Lassonde Industries Inc. (TSX:LAS.A, Financial) is the largest producer of fruit juices and drinks in Canada and one of the top producers of private label shelf-stable beverages in the U.S. The company has 17 plants in North America and extensive distribution system for its branded products in Canada. The fruit juice market is Canada is still quite fragmented, so the company continues to grow by making acquisitions.
Lassonde also makes fruit-based snacks, cranberry sauce and other cider-based beverages.
The stock has sold off over 60% from its 2018 all-time high and is down 45% from the 2021 peak. Shares are trading for 8 times Lassonde’s five-year average core free cash flow (see operating cash flow chart below).
Operating profits (EBIT) in 2021 were about 118 million Canadian dollars ($88.85 million). Given the company's enterprise value of approximately CA$1 billion, this works out to an enterprise value/Ebit ratio of less than 9. Lassonde's 10-year median enterprise value/Ebit ratio was over 14. Therefore, a reversion to normalized enterprise value/Ebit would mean an upside of over 35%. The stock looks very cheap and the company is buying back shares aggressively.
Financial results are steady, with high single-digit operating margins and consistent cash generation. Recent performance has been negatively affected by inflation, causing margins to compress and the stock to fall. As can be seen in the chart below, operating profit and operating margins are below trend. I expect them to revert as the company adjusts to inflationary pressures.
With the exception of the post-pandemic period, the company's core free cash flow (adjusted for working capital, represented by the orange line in the chart below) has increased steadily at over a 6% compound annual growth rate.
Further, Lassonde's balance sheet as of June 30 has low long-term debt of $156 million.
The company was started over 100 years ago from a Quebec fruit stand and is still family controlled by the Lassonde family via super-voting B shares, which are not traded.
Lassonde's book value has been steadily increasing at double digits over the long term. The family control provides the company with good capital allocation and stewardship.
Return on Invested Capital (ROIC) has been consistently above Weighted Averge Cost of Capital (WACC) over the last decade, showing the company has been adding economic value.
Lassonde could be an excellent lower-risk opportunity in a recessionary environment. It has low leverage and a solid balance sheet.
In addition, the valuation panel suggests the stock is cheap on an absolute basis.
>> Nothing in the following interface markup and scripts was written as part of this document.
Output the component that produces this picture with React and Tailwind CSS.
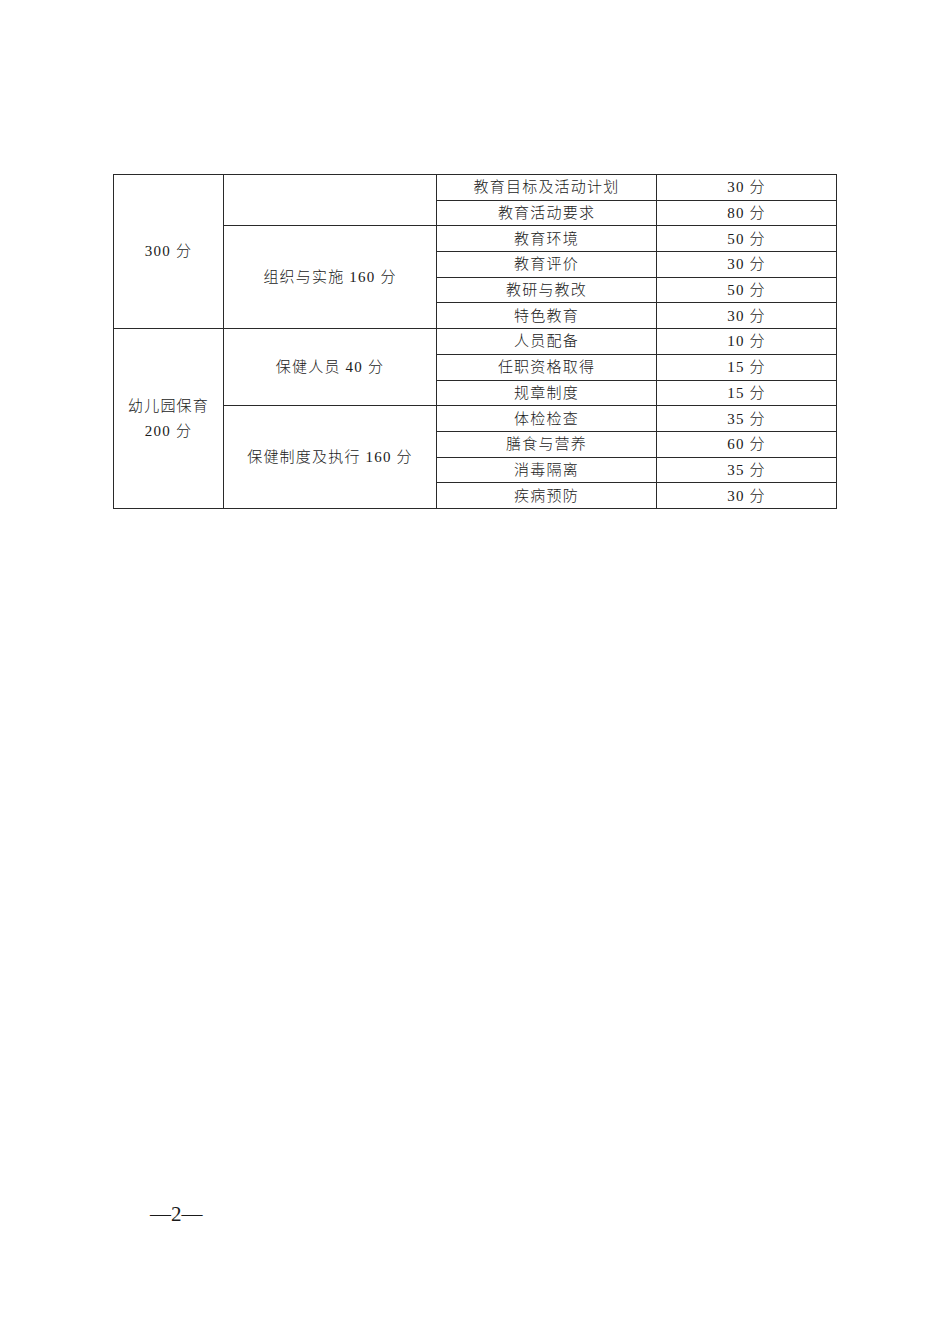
const rows = [
  ["教育目标及活动计划", "30 分"],
  ["教育活动要求", "80 分"],
  ["教育环境", "50 分"],
  ["教育评价", "30 分"],
  ["教研与教改", "50 分"],
  ["特色教育", "30 分"],
  ["人员配备", "10 分"],
  ["任职资格取得", "15 分"],
  ["规章制度", "15 分"],
  ["体检检查", "35 分"],
  ["膳食与营养", "60 分"],
  ["消毒隔离", "35 分"],
  ["疾病预防", "30 分"],
];

// first and second columns, keyed by the row they start on
const groups = {
  0: { span: 6, text: ["300 分"] },
  6: { span: 7, text: ["幼儿园保育", "200 分"] },
};
const subs = {
  0: { span: 2, text: "" },
  2: { span: 4, text: "组织与实施 160 分" },
  6: { span: 3, text: "保健人员 40 分" },
  9: { span: 4, text: "保健制度及执行 160 分" },
};

const cell = "border border-[#2a2a2a] text-center align-middle p-0";

export default function App() {
  return (
    <div
      className="w-[950px] h-[1344px] bg-white text-[#1a1a1a] relative"
      style={{ fontFamily: '"Liberation Serif", "Noto Sans CJK SC", serif' }}
    >
      <div className="pt-[174px] pl-[113px]">
        <table className="border-collapse text-[15px] font-light tracking-[1.2px] leading-[20px]">
          <colgroup>
            <col className="w-[110px]" />
            <col className="w-[213px]" />
            <col className="w-[220px]" />
            <col className="w-[180px]" />
          </colgroup>
          <tbody>
            {rows.map(([item, score], i) => (
              <tr key={i} className="h-[25.7px]">
                {groups[i] && (
                  <td rowSpan={groups[i].span} className={cell + " leading-[25px]"}>
                    {groups[i].text.map((t) => (
                      <div key={t}>{t}</div>
                    ))}
                  </td>
                )}
                {subs[i] && (
                  <td rowSpan={subs[i].span} className={cell}>
                    {subs[i].text}
                  </td>
                )}
                <td className={cell}>{item}</td>
                <td className={cell}>{score}</td>
              </tr>
            ))}
          </tbody>
        </table>
      </div>

      <div className="absolute left-[150px] top-[1200px] text-[21px] leading-[28px]">
        —2—
      </div>
    </div>
  );
}
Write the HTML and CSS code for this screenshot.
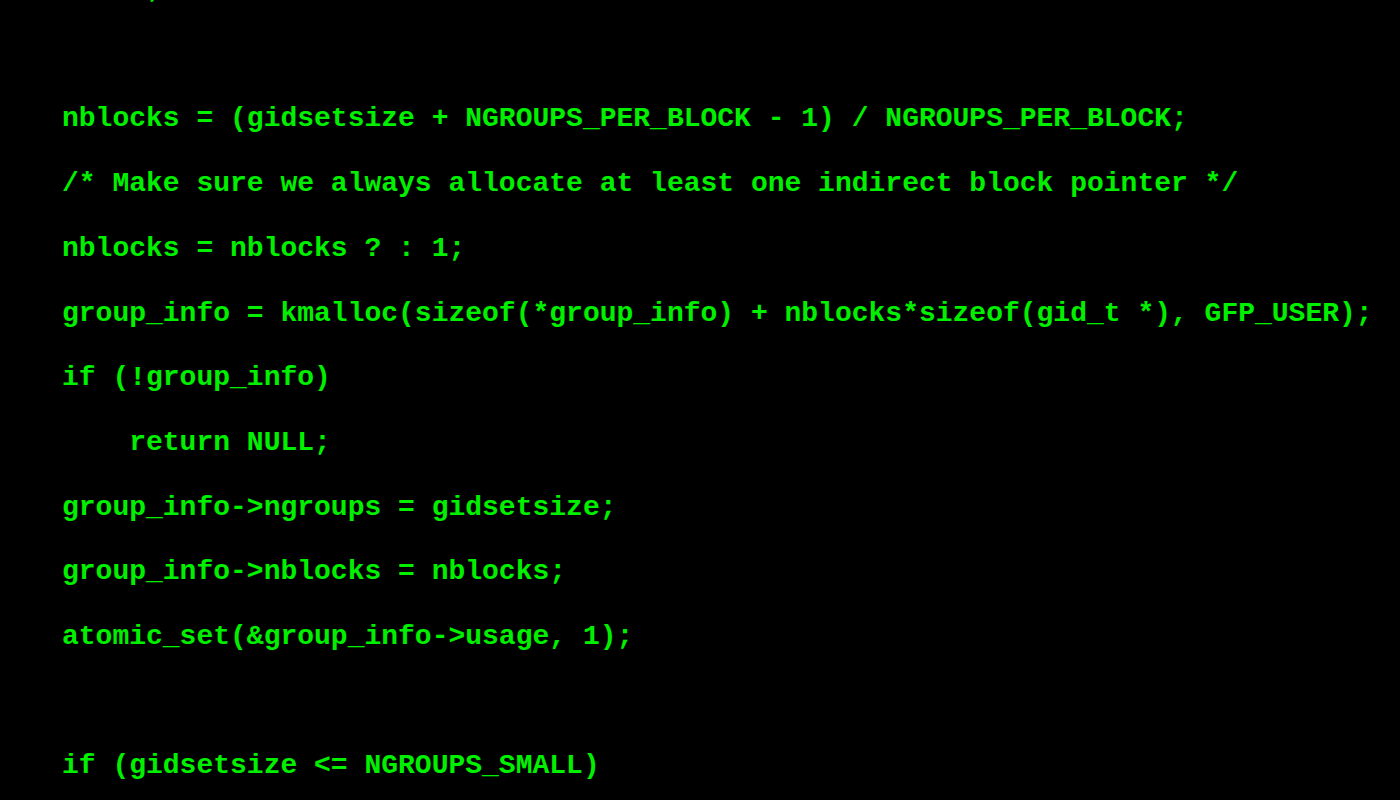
FILE: index.html
```html
<!DOCTYPE html>
<html>
<head>
<meta charset="utf-8">
<link rel="stylesheet" href="styles.css">
</head>
<body>
<pre class="code"><span class="line">int i;</span>
<span class="line"></span>
<span class="line">nblocks = (gidsetsize + NGROUPS_PER_BLOCK - 1) / NGROUPS_PER_BLOCK;</span>
<span class="line">/* Make sure we always allocate at least one indirect block pointer */</span>
<span class="line">nblocks = nblocks ? : 1;</span>
<span class="line">group_info = kmalloc(sizeof(*group_info) + nblocks*sizeof(gid_t *), GFP_USER);</span>
<span class="line">if (!group_info)</span>
<span class="line">    return NULL;</span>
<span class="line">group_info-&gt;ngroups = gidsetsize;</span>
<span class="line">group_info-&gt;nblocks = nblocks;</span>
<span class="line">atomic_set(&amp;group_info-&gt;usage, 1);</span>
<span class="line"></span>
<span class="line">if (gidsetsize &lt;= NGROUPS_SMALL)</span></pre>
</body>
</html>
```
FILE: styles.css
```css
html, body {
  margin: 0;
  padding: 0;
  background: #000;
  height: 100%;
  overflow: hidden;
}
.code {
  margin: -42px 0 0 0;
  padding: 0 0 0 62px;
  font-family: "Liberation Mono", "Courier New", monospace;
  font-weight: bold;
  font-size: 28px;
  line-height: 64.7px;
  color: #00f000;
  white-space: pre;
}
.line {
  display: inline;
}
```
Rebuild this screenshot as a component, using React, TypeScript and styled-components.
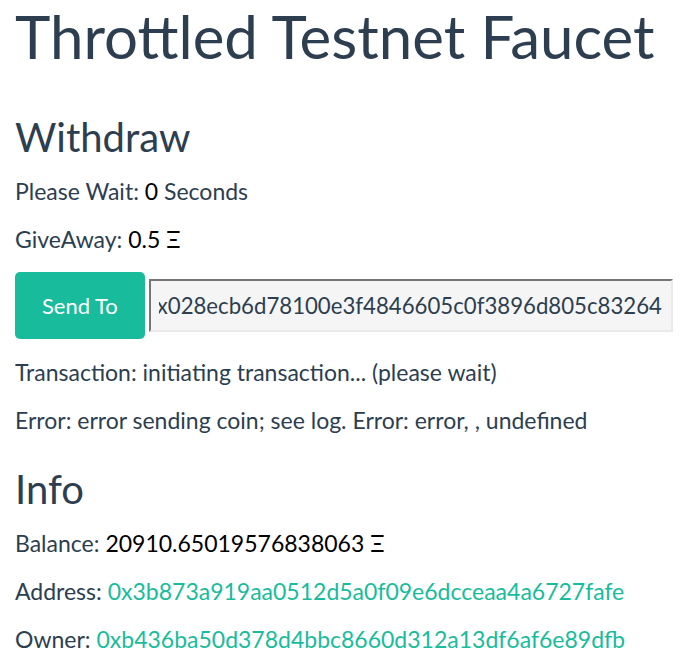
import { useEffect, useRef } from "react";
import { styled, createGlobalStyle } from "styled-components";

const GlobalStyle = createGlobalStyle`
  body {
    margin: 0;
    background: #ffffff;
    font-family: Lato, "Open Sans", "Liberation Sans", sans-serif;
    color: #2c3e50;
  }
`;

const Page = styled.main`
  padding: 3px 15px 0;
`;

const Title = styled.h1`
  font-size: 60px;
  font-weight: 400;
  line-height: 66px;
  margin: 0 0 46px;
  white-space: nowrap;
`;

const Heading = styled.h2`
  font-size: 40px;
  font-weight: 400;
  line-height: 44px;
  margin: 30px 0 16px;
`;

const Line = styled.p`
  font-size: 23px;
  line-height: 33px;
  margin: 0 0 15.3px;
  white-space: nowrap;
`;

const Value = styled.span`
  color: #000000;
`;

const Link = styled.a`
  color: #18bc9c;
  text-decoration: none;
`;

const SendRow = styled.form`
  display: flex;
  align-items: baseline;
  gap: 4px;
  margin: 0 0 17px;
`;

const SendButton = styled.button`
  flex: none;
  white-space: nowrap;
  font-family: inherit;
  font-size: 22px;
  line-height: 31px;
  padding: 18px 27px;
  border: none;
  border-radius: 5px;
  background: #18bc9c;
  color: #ffffff;
  cursor: pointer;
`;

const AddressInput = styled.input`
  flex: none;
  box-sizing: border-box;
  width: 524px;
  height: 53px;
  padding: 0 9px 0 8px;
  font-family: inherit;
  font-size: 22.2px;
  color: #2c3e50;
  background: #f5f5f5;
  border-style: solid;
  border-width: 2px;
  border-color: #767676 #e9e9e9 #e9e9e9 #767676;
  outline: none;
`;

export default function App() {
  const inputRef = useRef<HTMLInputElement>(null);

  useEffect(() => {
    const el = inputRef.current;
    if (el) el.scrollLeft = el.scrollWidth;
  }, []);

  return (
    <>
      <GlobalStyle />
      <Page>
        <Title>Throttled Testnet Faucet</Title>

        <Heading>Withdraw</Heading>
        <Line>
          Please Wait: <Value>0</Value> Seconds
        </Line>
        <Line>
          GiveAway: <Value>0.5 Ξ</Value>
        </Line>
        <SendRow onSubmit={(e) => e.preventDefault()}>
          <SendButton type="submit">Send To</SendButton>
          <AddressInput
            ref={inputRef}
            defaultValue="0x028ecb6d78100e3f4846605c0f3896d805c83264"
          />
        </SendRow>
        <Line>Transaction: initiating transaction... (please wait)</Line>
        <Line>Error: error sending coin; see log. Error: error, , undefined</Line>

        <Heading>Info</Heading>
        <Line>
          Balance: <Value>20910.65019576838063 Ξ</Value>
        </Line>
        <Line>
          Address: <Link href="#">0x3b873a919aa0512d5a0f09e6dcceaa4a6727fafe</Link>
        </Line>
        <Line>
          Owner: <Link href="#">0xb436ba50d378d4bbc8660d312a13df6af6e89dfb</Link>
        </Line>
      </Page>
    </>
  );
}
Due to the emergence of inflation, shares have traded down on the back of transient issues, but I believe they will recover as Lassonde adjusts its pricing to restore profitability. The company has been a boring but steady performer over the last 30 years and I expect this trend to continue. The company enjoys good scale and wide distribution and relationships with retailers. Further, it pays a decent 2.5% dividend, which is growing, and is buying back its stock.